- _Given instruction_
Copy out the data below as written; omit any images.

- _Provided material_
## START

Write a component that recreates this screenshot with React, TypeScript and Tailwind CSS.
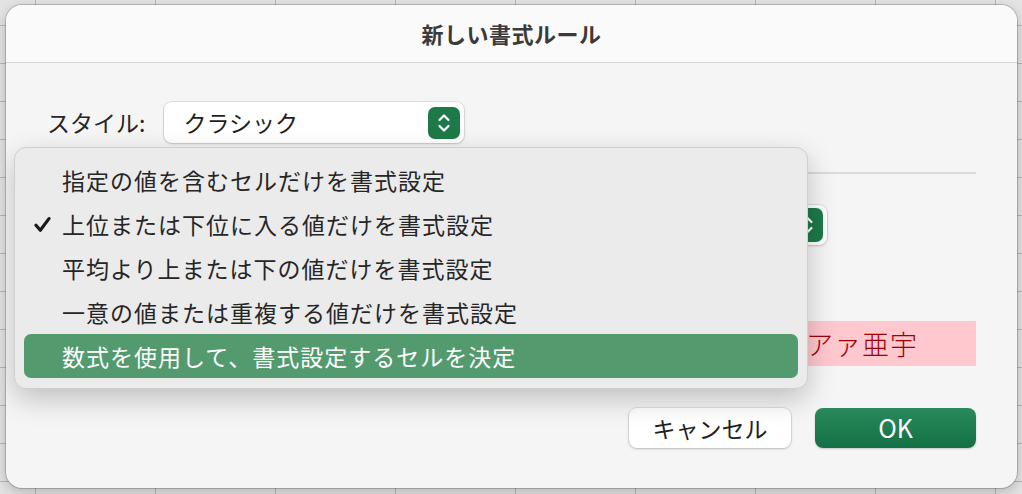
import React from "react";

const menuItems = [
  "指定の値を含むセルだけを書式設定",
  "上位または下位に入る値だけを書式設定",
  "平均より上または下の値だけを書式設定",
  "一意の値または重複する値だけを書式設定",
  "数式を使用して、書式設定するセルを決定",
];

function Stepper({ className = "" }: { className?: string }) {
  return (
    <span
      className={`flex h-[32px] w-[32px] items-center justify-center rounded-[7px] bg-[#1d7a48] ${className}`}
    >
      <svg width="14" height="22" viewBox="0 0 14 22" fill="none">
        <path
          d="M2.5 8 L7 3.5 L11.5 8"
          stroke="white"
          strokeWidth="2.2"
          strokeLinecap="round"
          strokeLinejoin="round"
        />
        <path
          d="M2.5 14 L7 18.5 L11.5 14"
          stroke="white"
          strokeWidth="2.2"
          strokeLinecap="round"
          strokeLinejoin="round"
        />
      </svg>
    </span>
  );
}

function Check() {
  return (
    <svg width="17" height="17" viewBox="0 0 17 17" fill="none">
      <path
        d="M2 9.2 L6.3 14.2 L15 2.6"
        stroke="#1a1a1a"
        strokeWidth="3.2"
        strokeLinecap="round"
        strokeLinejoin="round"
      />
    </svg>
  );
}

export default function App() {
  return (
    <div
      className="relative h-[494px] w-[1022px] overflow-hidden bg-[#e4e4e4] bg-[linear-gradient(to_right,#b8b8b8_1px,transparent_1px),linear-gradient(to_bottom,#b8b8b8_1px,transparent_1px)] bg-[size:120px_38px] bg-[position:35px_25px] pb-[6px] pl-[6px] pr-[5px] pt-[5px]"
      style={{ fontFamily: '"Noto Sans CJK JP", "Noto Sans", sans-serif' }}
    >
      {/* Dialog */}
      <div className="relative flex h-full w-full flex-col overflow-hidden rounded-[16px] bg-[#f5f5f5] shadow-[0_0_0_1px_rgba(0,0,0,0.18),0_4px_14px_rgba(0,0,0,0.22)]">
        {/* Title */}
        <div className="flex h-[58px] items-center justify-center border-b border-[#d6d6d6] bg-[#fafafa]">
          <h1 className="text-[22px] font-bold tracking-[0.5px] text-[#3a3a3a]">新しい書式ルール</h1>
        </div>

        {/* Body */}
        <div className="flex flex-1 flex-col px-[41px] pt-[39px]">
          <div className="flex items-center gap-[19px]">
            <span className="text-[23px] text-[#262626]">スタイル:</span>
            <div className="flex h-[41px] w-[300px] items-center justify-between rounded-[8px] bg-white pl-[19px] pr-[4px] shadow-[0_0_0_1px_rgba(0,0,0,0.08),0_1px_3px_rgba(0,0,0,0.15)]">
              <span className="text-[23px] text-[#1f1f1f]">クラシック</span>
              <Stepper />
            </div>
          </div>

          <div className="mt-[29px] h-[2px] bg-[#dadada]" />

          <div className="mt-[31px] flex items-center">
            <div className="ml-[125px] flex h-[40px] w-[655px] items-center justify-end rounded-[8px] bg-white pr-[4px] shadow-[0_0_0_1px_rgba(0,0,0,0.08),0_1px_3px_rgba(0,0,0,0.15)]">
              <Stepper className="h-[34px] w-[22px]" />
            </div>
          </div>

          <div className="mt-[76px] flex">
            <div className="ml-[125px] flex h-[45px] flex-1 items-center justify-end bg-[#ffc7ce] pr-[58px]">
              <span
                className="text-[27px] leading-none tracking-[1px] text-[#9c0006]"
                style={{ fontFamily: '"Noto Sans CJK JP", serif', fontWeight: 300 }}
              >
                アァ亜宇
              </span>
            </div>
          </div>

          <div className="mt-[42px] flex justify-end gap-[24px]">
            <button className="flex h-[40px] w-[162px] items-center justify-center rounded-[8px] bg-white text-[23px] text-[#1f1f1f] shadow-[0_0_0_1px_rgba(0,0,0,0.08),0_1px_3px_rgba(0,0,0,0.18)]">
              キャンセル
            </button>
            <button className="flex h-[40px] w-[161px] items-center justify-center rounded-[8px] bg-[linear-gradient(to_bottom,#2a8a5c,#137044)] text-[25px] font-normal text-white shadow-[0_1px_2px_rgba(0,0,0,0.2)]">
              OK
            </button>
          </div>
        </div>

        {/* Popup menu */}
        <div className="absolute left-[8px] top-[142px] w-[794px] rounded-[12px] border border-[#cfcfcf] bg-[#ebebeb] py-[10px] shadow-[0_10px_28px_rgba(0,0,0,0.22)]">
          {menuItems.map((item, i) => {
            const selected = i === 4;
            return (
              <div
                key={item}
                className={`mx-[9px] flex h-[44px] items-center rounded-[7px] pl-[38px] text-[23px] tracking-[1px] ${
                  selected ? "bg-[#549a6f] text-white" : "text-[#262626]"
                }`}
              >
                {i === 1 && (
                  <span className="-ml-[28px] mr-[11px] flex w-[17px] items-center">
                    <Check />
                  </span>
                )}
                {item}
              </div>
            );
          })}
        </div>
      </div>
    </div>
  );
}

## END

- _Expected answer_
Write a component that recreates this screenshot with React, TypeScript and Tailwind CSS.
import React from "react";

const menuItems = [
  "指定の値を含むセルだけを書式設定",
  "上位または下位に入る値だけを書式設定",
  "平均より上または下の値だけを書式設定",
  "一意の値または重複する値だけを書式設定",
  "数式を使用して、書式設定するセルを決定",
];

function Stepper({ className = "" }: { className?: string }) {
  return (
    <span
      className={`flex h-[32px] w-[32px] items-center justify-center rounded-[7px] bg-[#1d7a48] ${className}`}
    >
      <svg width="14" height="22" viewBox="0 0 14 22" fill="none">
        <path
          d="M2.5 8 L7 3.5 L11.5 8"
          stroke="white"
          strokeWidth="2.2"
          strokeLinecap="round"
          strokeLinejoin="round"
        />
        <path
          d="M2.5 14 L7 18.5 L11.5 14"
          stroke="white"
          strokeWidth="2.2"
          strokeLinecap="round"
          strokeLinejoin="round"
        />
      </svg>
    </span>
  );
}

function Check() {
  return (
    <svg width="17" height="17" viewBox="0 0 17 17" fill="none">
      <path
        d="M2 9.2 L6.3 14.2 L15 2.6"
        stroke="#1a1a1a"
        strokeWidth="3.2"
        strokeLinecap="round"
        strokeLinejoin="round"
      />
    </svg>
  );
}

export default function App() {
  return (
    <div
      className="relative h-[494px] w-[1022px] overflow-hidden bg-[#e4e4e4] bg-[linear-gradient(to_right,#b8b8b8_1px,transparent_1px),linear-gradient(to_bottom,#b8b8b8_1px,transparent_1px)] bg-[size:120px_38px] bg-[position:35px_25px] pb-[6px] pl-[6px] pr-[5px] pt-[5px]"
      style={{ fontFamily: '"Noto Sans CJK JP", "Noto Sans", sans-serif' }}
    >
      {/* Dialog */}
      <div className="relative flex h-full w-full flex-col overflow-hidden rounded-[16px] bg-[#f5f5f5] shadow-[0_0_0_1px_rgba(0,0,0,0.18),0_4px_14px_rgba(0,0,0,0.22)]">
        {/* Title */}
        <div className="flex h-[58px] items-center justify-center border-b border-[#d6d6d6] bg-[#fafafa]">
          <h1 className="text-[22px] font-bold tracking-[0.5px] text-[#3a3a3a]">新しい書式ルール</h1>
        </div>

        {/* Body */}
        <div className="flex flex-1 flex-col px-[41px] pt-[39px]">
          <div className="flex items-center gap-[19px]">
            <span className="text-[23px] text-[#262626]">スタイル:</span>
            <div className="flex h-[41px] w-[300px] items-center justify-between rounded-[8px] bg-white pl-[19px] pr-[4px] shadow-[0_0_0_1px_rgba(0,0,0,0.08),0_1px_3px_rgba(0,0,0,0.15)]">
              <span className="text-[23px] text-[#1f1f1f]">クラシック</span>
              <Stepper />
            </div>
          </div>

          <div className="mt-[29px] h-[2px] bg-[#dadada]" />

          <div className="mt-[31px] flex items-center">
            <div className="ml-[125px] flex h-[40px] w-[655px] items-center justify-end rounded-[8px] bg-white pr-[4px] shadow-[0_0_0_1px_rgba(0,0,0,0.08),0_1px_3px_rgba(0,0,0,0.15)]">
              <Stepper className="h-[34px] w-[22px]" />
            </div>
          </div>

          <div className="mt-[76px] flex">
            <div className="ml-[125px] flex h-[45px] flex-1 items-center justify-end bg-[#ffc7ce] pr-[58px]">
              <span
                className="text-[27px] leading-none tracking-[1px] text-[#9c0006]"
                style={{ fontFamily: '"Noto Sans CJK JP", serif', fontWeight: 300 }}
              >
                アァ亜宇
              </span>
            </div>
          </div>

          <div className="mt-[42px] flex justify-end gap-[24px]">
            <button className="flex h-[40px] w-[162px] items-center justify-center rounded-[8px] bg-white text-[23px] text-[#1f1f1f] shadow-[0_0_0_1px_rgba(0,0,0,0.08),0_1px_3px_rgba(0,0,0,0.18)]">
              キャンセル
            </button>
            <button className="flex h-[40px] w-[161px] items-center justify-center rounded-[8px] bg-[linear-gradient(to_bottom,#2a8a5c,#137044)] text-[25px] font-normal text-white shadow-[0_1px_2px_rgba(0,0,0,0.2)]">
              OK
            </button>
          </div>
        </div>

        {/* Popup menu */}
        <div className="absolute left-[8px] top-[142px] w-[794px] rounded-[12px] border border-[#cfcfcf] bg-[#ebebeb] py-[10px] shadow-[0_10px_28px_rgba(0,0,0,0.22)]">
          {menuItems.map((item, i) => {
            const selected = i === 4;
            return (
              <div
                key={item}
                className={`mx-[9px] flex h-[44px] items-center rounded-[7px] pl-[38px] text-[23px] tracking-[1px] ${
                  selected ? "bg-[#549a6f] text-white" : "text-[#262626]"
                }`}
              >
                {i === 1 && (
                  <span className="-ml-[28px] mr-[11px] flex w-[17px] items-center">
                    <Check />
                  </span>
                )}
                {item}
              </div>
            );
          })}
        </div>
      </div>
    </div>
  );
}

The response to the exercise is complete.